Last of the Bohemians

When I moved to Los Angeles 30 years ago, Ocean Front Walk in Venice Beach looked like a hippie parody.  It had a counter-cultural veneer, but didn’t rate as an authentic bohemian hot spot.

Contrast, for example, with New York’s East Village with its revolutionaries, junkies, artists and various iconoclasts living side-by-side.

The weekend spectacle at Venice – vendors, performers and “street people” showing off to crowds of tourists – struck me as self-conscious and phony. Plus, I could never call Ocean Front Walk a “board walk” because (unlike Brighton Beach and Coney Island) there was No Board.

Since then, of course, New York has been “cleaned up.” Now Tompkins Square is family-friendly and the old walk-ups are inhabited by urban professionals worried about layoffs and declining property values.

Times have changed.  The gulf between haves and have-nots is widening.  Living on the edge is not just a life-style choice.  “Drop-outs” need somewhere to go.

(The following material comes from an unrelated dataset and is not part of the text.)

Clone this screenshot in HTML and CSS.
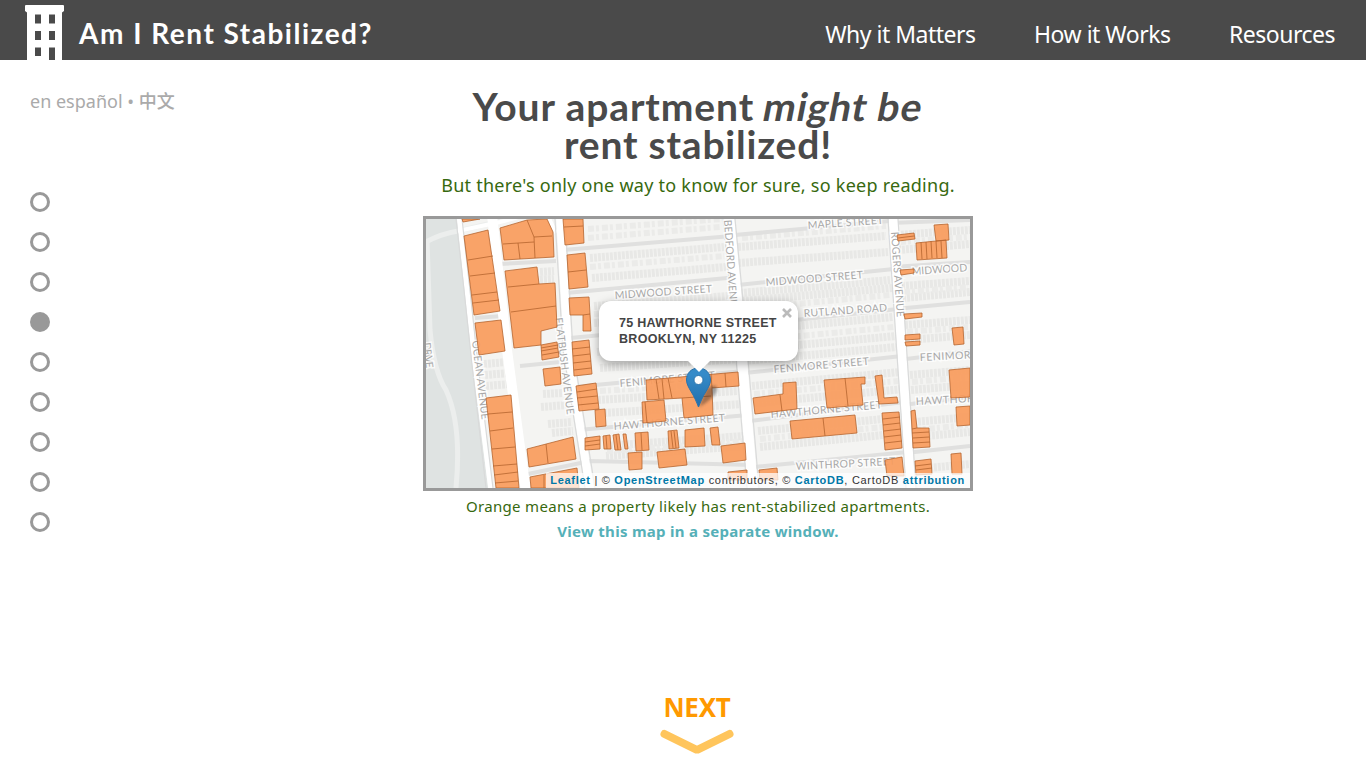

These days I see Ocean Front Walk in Venice as more a refuge than a counter-cultural carnival.  With overnighters climbing out of their sleeping bags each morning, it’s a pretty good location for people without money.

Where else should they live?

I understand why local residents are advocating that something be done to make Ocean Front Walk safer and more sanitary.  With some calling for a police “crack down.”

But now that the “tune-in, turn-on, drop-out” sub-culture is a history text book sidebar, I’m glad there is, at least, someplace warm for the dispossessed to hang out.

Here at Venice Beach, where the continental U.S. ends, could be the last stop for these new bohemians.